具体而言,智力活动与认知行为数据需要嵌入个体的年龄水平、智力水平、知识基础、经验水平、策略水平进行理解,参照不同年龄阶段的常模信息进行全面综合比对判断;审美意象与人们所处的社会人文环境及具体的审美旨趣密切相关,对审美意象数据的分析则需要嵌入一个国家、民族、文化的人文背景进行具体理解;价值、伦理、道德行为数据需要嵌入人们长期信守又从中获得意义感的传统、思想、习俗的人文背景进行理解,需要嵌入一个国家、组织、行业人们信仰的哲学(个人主义还是集体主义哲学)、社会主流价值以及个体所处的社区文化与个体所特有的价值体验这些人文背景中进行理解;公共行为数据则需要嵌入政策语境进行理解,在把握官方规定或认可的社会资源、权利、机会分配方式与分配政策的前提下,理解公共行为。作为培养人的实践活动,教育实践过程中产生的日常教育教学数据和教育实证数据需要嵌入人文背景加以理解,才能更好地发挥数据、教育数字化对于教育现代化的推动作用。

(三)推进教育数字化应该避免教育异化

避免教育异化是推进教育数字化转型应该密切关注的重要问题。教育数字化是教育事业发展的指标,是推动教育现代化乃至实现人的现代化的手段;教育数字化本身不是教育目标。在推动教育数字化转型和数字人文过程中,教育数字化的目标在于让教师能够更有效的教,让学生能够更有效的学,不断提高教与学的质量,其根本目标在于促进人的全面发展。

推进教育数字化客观上会形成诸多教与学的大数据。
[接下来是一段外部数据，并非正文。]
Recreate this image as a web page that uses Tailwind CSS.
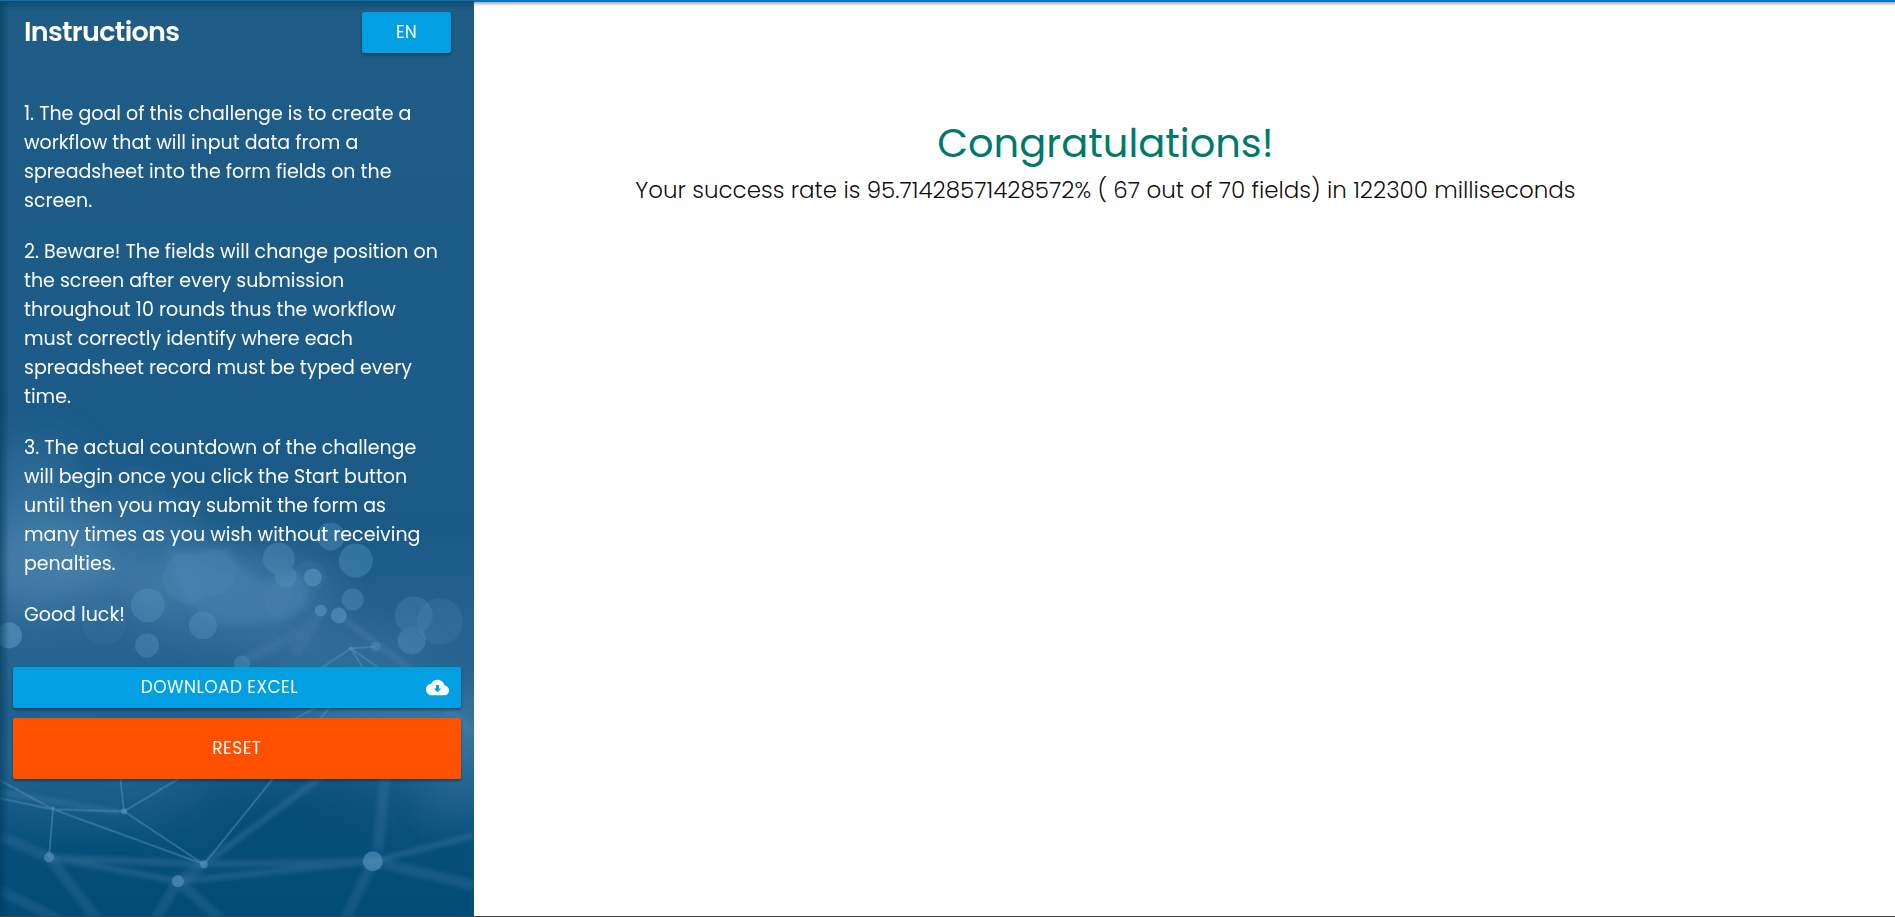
<!DOCTYPE html>
<html lang="en">
<head>
<meta charset="utf-8">
<title>Challenge</title>
<script src="https://cdn.jsdelivr.net/npm/@tailwindcss/browser@4"></script>
</head>
<body class="flex min-h-screen flex-col border-b border-[#444444] bg-white font-['Poppins','Inter',sans-serif]">
<div class="flex flex-1">
  <aside class="relative isolate w-1/4 shrink-0 overflow-hidden border-t border-[#0277bd] bg-[#1d5c88] text-white">
    <svg class="absolute inset-0 -z-10 size-full" viewBox="0 0 474 916" preserveAspectRatio="xMidYMid slice" aria-hidden="true">
      <defs>
        <linearGradient id="base" x1="0" y1="0" x2="0" y2="1">
          <stop offset="0" stop-color="#1f5c86"/><stop offset=".45" stop-color="#1c5b88"/><stop offset=".58" stop-color="#1b5a87"/><stop offset=".7" stop-color="#286492"/><stop offset=".82" stop-color="#1f5f8c"/><stop offset=".93" stop-color="#06507b"/><stop offset="1" stop-color="#014b77"/>
        </linearGradient>
        <filter id="soft" x="-50%" y="-50%" width="200%" height="200%"><feGaussianBlur stdDeviation="22"/></filter>
        <filter id="edge" x="-20%" y="-20%" width="140%" height="140%"><feGaussianBlur stdDeviation="2"/></filter>
        <filter id="haze" x="-20%" y="-20%" width="140%" height="140%"><feGaussianBlur stdDeviation="4"/></filter>
        <linearGradient id="left"><stop offset="0" stop-color="#003a55" stop-opacity=".6"/><stop offset="1" stop-color="#003a55" stop-opacity="0"/></linearGradient>
        <linearGradient id="top" x1="0" y1="0" x2="0" y2="1"><stop offset="0" stop-color="#003a55" stop-opacity=".5"/><stop offset="1" stop-color="#003a55" stop-opacity="0"/></linearGradient>
      </defs>
      <rect width="474" height="916" fill="url(#base)"/>
      <g filter="url(#soft)" fill="#5c95bd">
        <ellipse cx="35" cy="565" rx="80" ry="48" opacity=".55"/>
        <ellipse cx="30" cy="490" rx="50" ry="50" opacity=".3"/>
        <ellipse cx="225" cy="590" rx="110" ry="38" opacity=".42"/>
        <ellipse cx="130" cy="545" rx="80" ry="50" opacity=".3"/>
        <ellipse cx="330" cy="655" rx="90" ry="22" opacity=".22"/>
        <ellipse cx="400" cy="720" rx="110" ry="32" opacity=".4"/>
        <ellipse cx="70" cy="775" rx="130" ry="40" opacity=".12"/>
        <ellipse cx="460" cy="765" rx="30" ry="50" opacity=".28"/>
      </g>
      <ellipse cx="290" cy="820" rx="90" ry="26" fill="#004877" opacity=".7" filter="url(#soft)"/>
      <path filter="url(#haze)" fill="#4c88b4" fill-opacity=".4" d="M165 550 225 545 258 580 300 572 312 600 280 622 225 625 185 605Z"/>
      <g filter="url(#edge)" stroke="#5687b0" fill="none" stroke-opacity=".3">
        <path stroke-width="6" d="M49 857 204 864M204 864 373 861 474 835M49 857 178 881 373 861M204 864 330 770M0 792 53 801 120 812M339 615 410 668"/>
        <path stroke-width="11" stroke-opacity=".22" d="M0 836 49 857 98 920M0 890 60 920M204 864 178 881 155 920M178 881 222 920M373 861 345 920M378 850 386 770M373 861 474 885M321 610 295 655M314 625 245 660M440 700 474 735"/>
      </g>
      <path fill="none" stroke="#5b97c0" stroke-width="1.6" stroke-opacity=".55" d="M0 780 53 809 204 864M0 798 53 809 124 811 204 864M53 809 49 857M124 811 119 765M124 811 176 780 330 700M204 864 271 781 335 700M351 648 315 672M351 648 378 667M351 648 363 667M351 648 376 646"/>
      <g fill="#5593bc">
        <g opacity=".2"><circle cx="104" cy="623" r="22" opacity=".6"/><circle cx="188" cy="578" r="25"/><circle cx="213" cy="572" r="23"/><circle cx="240" cy="566" r="24" opacity=".4"/><circle cx="285" cy="600" r="20" opacity=".6"/><circle cx="440" cy="621" r="23"/><circle cx="310" cy="576" r="16" opacity=".6"/><circle cx="138" cy="492" r="28" opacity=".3"/></g>
        <g opacity=".42"><circle cx="148" cy="605" r="17"/><circle cx="203" cy="625" r="14"/><circle cx="279" cy="558" r="16"/><circle cx="331" cy="536" r="14"/><circle cx="356" cy="560" r="17"/><circle cx="286" cy="576" r="11"/><circle cx="353" cy="599" r="11"/><circle cx="414" cy="615" r="19" opacity=".7"/><circle cx="412" cy="640" r="14"/><circle cx="147" cy="645" r="12"/><circle cx="242" cy="663" r="8"/><circle cx="376" cy="646" r="5"/></g>
        <g opacity=".65"><circle cx="9" cy="635" r="13"/><circle cx="313" cy="577" r="9"/><circle cx="321" cy="610" r="6"/><circle cx="339" cy="615" r="8"/><circle cx="373" cy="861" r="10"/><circle cx="178" cy="881" r="6"/><circle cx="49" cy="857" r="5"/><circle cx="204" cy="864" r="4"/><circle cx="124" cy="811" r="3"/><circle cx="53" cy="808" r="2"/><circle cx="351" cy="648" r="2"/></g>
      </g>
      <rect width="9" height="916" fill="url(#left)"/>
      <rect width="474" height="9" fill="url(#top)"/>
    </svg>
    <div class="flex items-start justify-between pt-[11px] pr-[23px] pl-6">
      <h1 class="text-[27px] leading-10 font-semibold tracking-tight">Instructions</h1>
      <button type="button" class="h-[41px] w-[89px] rounded-xs bg-[#039fe3] text-[17px] shadow-[0_2px_3px_rgba(0,0,0,0.35)]">EN</button>
    </div>
    <div class="mt-[46px] space-y-[22px] pl-6 text-[19px] leading-[29px]">
      <p>1. The goal of this challenge is to create a<br>workflow that will input data from a<br>spreadsheet into the form fields on the<br>screen.</p>
      <p>2. Beware! The fields will change position on<br>the screen after every submission<br>throughout 10 rounds thus the workflow<br>must correctly identify where each<br>spreadsheet record must be typed every<br>time.</p>
      <p>3. The actual countdown of the challenge<br>will begin once you click the Start button<br>until then you may submit the form as<br>many times as you wish without receiving<br>penalties.</p>
      <p>Good luck!</p>
    </div>
    <div class="mt-[38px] flex flex-col gap-[10px] px-[13px]">
      <a href="#" class="flex h-[41px] items-center rounded-xs bg-[#039fe3] pr-3 text-[17px] tracking-wide shadow-[0_2px_3px_rgba(0,0,0,0.35)]">
        <span class="flex-1 text-center">DOWNLOAD EXCEL</span>
        <svg class="size-[23px]" viewBox="0 0 24 24" fill="currentColor" aria-hidden="true"><path d="M19.35 10.04C18.67 6.59 15.64 4 12 4 9.11 4 6.6 5.64 5.35 8.04 2.34 8.36 0 10.91 0 14c0 3.31 2.69 6 6 6h13c2.76 0 5-2.24 5-5 0-2.64-2.05-4.78-4.65-4.96zM16 13l-4 4-4-4h2.500V9.500h3V13z"/></svg>
      </a>
      <button type="button" class="h-[61px] rounded-xs bg-[#ff5000] text-[17px] tracking-wide shadow-[0_2px_3px_rgba(0,0,0,0.35)]">RESET</button>
    </div>
  </aside>
  <main class="flex-1 border-t-2 border-[#0277bd] shadow-[inset_0_6px_3px_-4px_rgba(0,0,0,0.35)]">
    <div class="w-8/9 pt-[118px] text-center">
      <h2 class="text-[40px] leading-[46px] text-[#00796b]">Congratulations!</h2>
      <p class="mt-[7px] text-[23px] leading-[34px] font-light text-black/95">Your success rate is 95.71428571428572% ( 67 out of 70 fields) in 122300 milliseconds</p>
    </div>
  </main>
</div>
</body>
</html>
这些教育大数据对支持人们更好地开展基于数据的教育研究、改进教育实践具有重要的应用价值。但是,教育发展并不等同于教育数字化的过程,教育数字化也并非教育发展的目标,应避免教育发展异化成为教育数字化推进,避免“技术手段变成目的”的异化现象。摆正“工具理性”和“目的理性”的位置,明确教育数字化转型与教育现代化、教育发展的关系,是避免教育异化的认识论前提。譬如,人们在数字化转型过程中建设、采集、分析、应用数据,引入人工智能技术的初衷在于减轻教师负担,实现个性化教学、精准满足学生学习发展需要。数据设施、制度建设则必然应从教师、学生的教与学的客观发展规律、合理需要出发,而不是数据设备窄化、异化教师、学生合理需求,损害师生的应有教育收益。推进教育数字化转型及数字人文实践,应协调好“技术建设应用”与“人的发展需要”两个范畴,以“人的发展的合理需要”为出发点维持二者之间适度的张力关系,降低异化风险。推进教育现代化,促进教育高质量发展,需要不断提升技术在教育中的应用水平,推动信息技术与教育教学深度融合,运用数据技术精准判断教师的教与学生的学的状况与问题,不断改进教与学的方式、方法,为学生提供更为精准、适切的学习支持与服务,不断满足其学习需要,适度考虑其学习偏好。同时,要高度警惕简单、盲目的技术应用所将造成的“信息茧房”以及人的片面、浅层发展风险,避免“手段与目的倒错”的异化现象。